Required task ->
Copy all the material below, exactly as it stands.

***

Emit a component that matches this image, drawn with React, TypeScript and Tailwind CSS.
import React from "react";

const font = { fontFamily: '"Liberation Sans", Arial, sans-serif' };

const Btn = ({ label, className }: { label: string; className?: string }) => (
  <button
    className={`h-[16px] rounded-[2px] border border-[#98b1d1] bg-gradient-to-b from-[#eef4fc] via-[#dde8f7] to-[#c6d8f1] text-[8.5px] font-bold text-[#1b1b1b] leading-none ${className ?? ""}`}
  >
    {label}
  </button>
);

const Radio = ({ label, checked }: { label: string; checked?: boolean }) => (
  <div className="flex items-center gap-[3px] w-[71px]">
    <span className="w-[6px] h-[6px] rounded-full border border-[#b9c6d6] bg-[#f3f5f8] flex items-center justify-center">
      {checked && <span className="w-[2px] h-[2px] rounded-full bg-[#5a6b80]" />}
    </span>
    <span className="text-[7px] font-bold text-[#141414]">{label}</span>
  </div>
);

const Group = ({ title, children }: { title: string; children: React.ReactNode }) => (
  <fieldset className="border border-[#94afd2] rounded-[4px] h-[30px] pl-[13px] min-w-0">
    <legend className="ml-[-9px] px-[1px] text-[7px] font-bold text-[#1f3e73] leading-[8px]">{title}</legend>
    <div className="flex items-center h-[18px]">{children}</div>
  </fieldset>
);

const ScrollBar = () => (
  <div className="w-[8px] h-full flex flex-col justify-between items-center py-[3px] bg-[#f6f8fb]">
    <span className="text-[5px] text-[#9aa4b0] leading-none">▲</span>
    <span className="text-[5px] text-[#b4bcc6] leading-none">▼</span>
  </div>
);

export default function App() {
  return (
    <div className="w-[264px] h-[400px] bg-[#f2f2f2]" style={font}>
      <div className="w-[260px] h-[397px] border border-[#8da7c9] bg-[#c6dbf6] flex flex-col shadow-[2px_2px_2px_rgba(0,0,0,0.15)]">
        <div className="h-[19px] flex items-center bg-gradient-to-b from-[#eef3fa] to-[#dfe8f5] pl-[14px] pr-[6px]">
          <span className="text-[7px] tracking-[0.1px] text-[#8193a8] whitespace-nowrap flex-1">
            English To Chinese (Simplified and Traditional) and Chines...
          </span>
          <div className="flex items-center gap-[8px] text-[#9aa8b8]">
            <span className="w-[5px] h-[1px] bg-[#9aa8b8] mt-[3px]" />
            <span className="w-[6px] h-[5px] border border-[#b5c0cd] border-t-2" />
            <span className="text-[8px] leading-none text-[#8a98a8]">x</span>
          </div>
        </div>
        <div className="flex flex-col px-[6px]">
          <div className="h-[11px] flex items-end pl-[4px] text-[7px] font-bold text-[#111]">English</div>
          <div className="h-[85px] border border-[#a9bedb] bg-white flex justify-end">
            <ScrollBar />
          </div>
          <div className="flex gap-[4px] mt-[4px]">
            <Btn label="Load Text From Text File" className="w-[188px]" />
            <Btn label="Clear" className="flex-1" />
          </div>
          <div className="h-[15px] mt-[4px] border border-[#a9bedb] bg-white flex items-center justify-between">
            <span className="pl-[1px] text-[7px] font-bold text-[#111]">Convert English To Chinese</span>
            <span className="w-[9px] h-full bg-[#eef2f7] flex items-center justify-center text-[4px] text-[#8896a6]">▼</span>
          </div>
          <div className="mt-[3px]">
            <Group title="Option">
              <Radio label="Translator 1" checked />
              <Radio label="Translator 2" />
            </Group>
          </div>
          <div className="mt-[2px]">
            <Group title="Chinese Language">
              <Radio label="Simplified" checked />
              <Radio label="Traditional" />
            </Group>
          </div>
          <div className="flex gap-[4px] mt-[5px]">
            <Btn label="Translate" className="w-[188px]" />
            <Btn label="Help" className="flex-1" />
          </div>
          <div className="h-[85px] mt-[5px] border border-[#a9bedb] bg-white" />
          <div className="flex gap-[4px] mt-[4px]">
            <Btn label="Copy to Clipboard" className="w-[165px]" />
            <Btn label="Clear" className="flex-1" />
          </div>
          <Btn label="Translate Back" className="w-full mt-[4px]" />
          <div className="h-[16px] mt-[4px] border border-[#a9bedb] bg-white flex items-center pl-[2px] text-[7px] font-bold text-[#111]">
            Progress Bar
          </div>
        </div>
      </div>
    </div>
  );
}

***

Written solution ->
Emit a component that matches this image, drawn with React, TypeScript and Tailwind CSS.
import React from "react";

const font = { fontFamily: '"Liberation Sans", Arial, sans-serif' };

const Btn = ({ label, className }: { label: string; className?: string }) => (
  <button
    className={`h-[16px] rounded-[2px] border border-[#98b1d1] bg-gradient-to-b from-[#eef4fc] via-[#dde8f7] to-[#c6d8f1] text-[8.5px] font-bold text-[#1b1b1b] leading-none ${className ?? ""}`}
  >
    {label}
  </button>
);

const Radio = ({ label, checked }: { label: string; checked?: boolean }) => (
  <div className="flex items-center gap-[3px] w-[71px]">
    <span className="w-[6px] h-[6px] rounded-full border border-[#b9c6d6] bg-[#f3f5f8] flex items-center justify-center">
      {checked && <span className="w-[2px] h-[2px] rounded-full bg-[#5a6b80]" />}
    </span>
    <span className="text-[7px] font-bold text-[#141414]">{label}</span>
  </div>
);

const Group = ({ title, children }: { title: string; children: React.ReactNode }) => (
  <fieldset className="border border-[#94afd2] rounded-[4px] h-[30px] pl-[13px] min-w-0">
    <legend className="ml-[-9px] px-[1px] text-[7px] font-bold text-[#1f3e73] leading-[8px]">{title}</legend>
    <div className="flex items-center h-[18px]">{children}</div>
  </fieldset>
);

const ScrollBar = () => (
  <div className="w-[8px] h-full flex flex-col justify-between items-center py-[3px] bg-[#f6f8fb]">
    <span className="text-[5px] text-[#9aa4b0] leading-none">▲</span>
    <span className="text-[5px] text-[#b4bcc6] leading-none">▼</span>
  </div>
);

export default function App() {
  return (
    <div className="w-[264px] h-[400px] bg-[#f2f2f2]" style={font}>
      <div className="w-[260px] h-[397px] border border-[#8da7c9] bg-[#c6dbf6] flex flex-col shadow-[2px_2px_2px_rgba(0,0,0,0.15)]">
        <div className="h-[19px] flex items-center bg-gradient-to-b from-[#eef3fa] to-[#dfe8f5] pl-[14px] pr-[6px]">
          <span className="text-[7px] tracking-[0.1px] text-[#8193a8] whitespace-nowrap flex-1">
            English To Chinese (Simplified and Traditional) and Chines...
          </span>
          <div className="flex items-center gap-[8px] text-[#9aa8b8]">
            <span className="w-[5px] h-[1px] bg-[#9aa8b8] mt-[3px]" />
            <span className="w-[6px] h-[5px] border border-[#b5c0cd] border-t-2" />
            <span className="text-[8px] leading-none text-[#8a98a8]">x</span>
          </div>
        </div>
        <div className="flex flex-col px-[6px]">
          <div className="h-[11px] flex items-end pl-[4px] text-[7px] font-bold text-[#111]">English</div>
          <div className="h-[85px] border border-[#a9bedb] bg-white flex justify-end">
            <ScrollBar />
          </div>
          <div className="flex gap-[4px] mt-[4px]">
            <Btn label="Load Text From Text File" className="w-[188px]" />
            <Btn label="Clear" className="flex-1" />
          </div>
          <div className="h-[15px] mt-[4px] border border-[#a9bedb] bg-white flex items-center justify-between">
            <span className="pl-[1px] text-[7px] font-bold text-[#111]">Convert English To Chinese</span>
            <span className="w-[9px] h-full bg-[#eef2f7] flex items-center justify-center text-[4px] text-[#8896a6]">▼</span>
          </div>
          <div className="mt-[3px]">
            <Group title="Option">
              <Radio label="Translator 1" checked />
              <Radio label="Translator 2" />
            </Group>
          </div>
          <div className="mt-[2px]">
            <Group title="Chinese Language">
              <Radio label="Simplified" checked />
              <Radio label="Traditional" />
            </Group>
          </div>
          <div className="flex gap-[4px] mt-[5px]">
            <Btn label="Translate" className="w-[188px]" />
            <Btn label="Help" className="flex-1" />
          </div>
          <div className="h-[85px] mt-[5px] border border-[#a9bedb] bg-white" />
          <div className="flex gap-[4px] mt-[4px]">
            <Btn label="Copy to Clipboard" className="w-[165px]" />
            <Btn label="Clear" className="flex-1" />
          </div>
          <Btn label="Translate Back" className="w-full mt-[4px]" />
          <div className="h-[16px] mt-[4px] border border-[#a9bedb] bg-white flex items-center pl-[2px] text-[7px] font-bold text-[#111]">
            Progress Bar
          </div>
        </div>
      </div>
    </div>
  );
}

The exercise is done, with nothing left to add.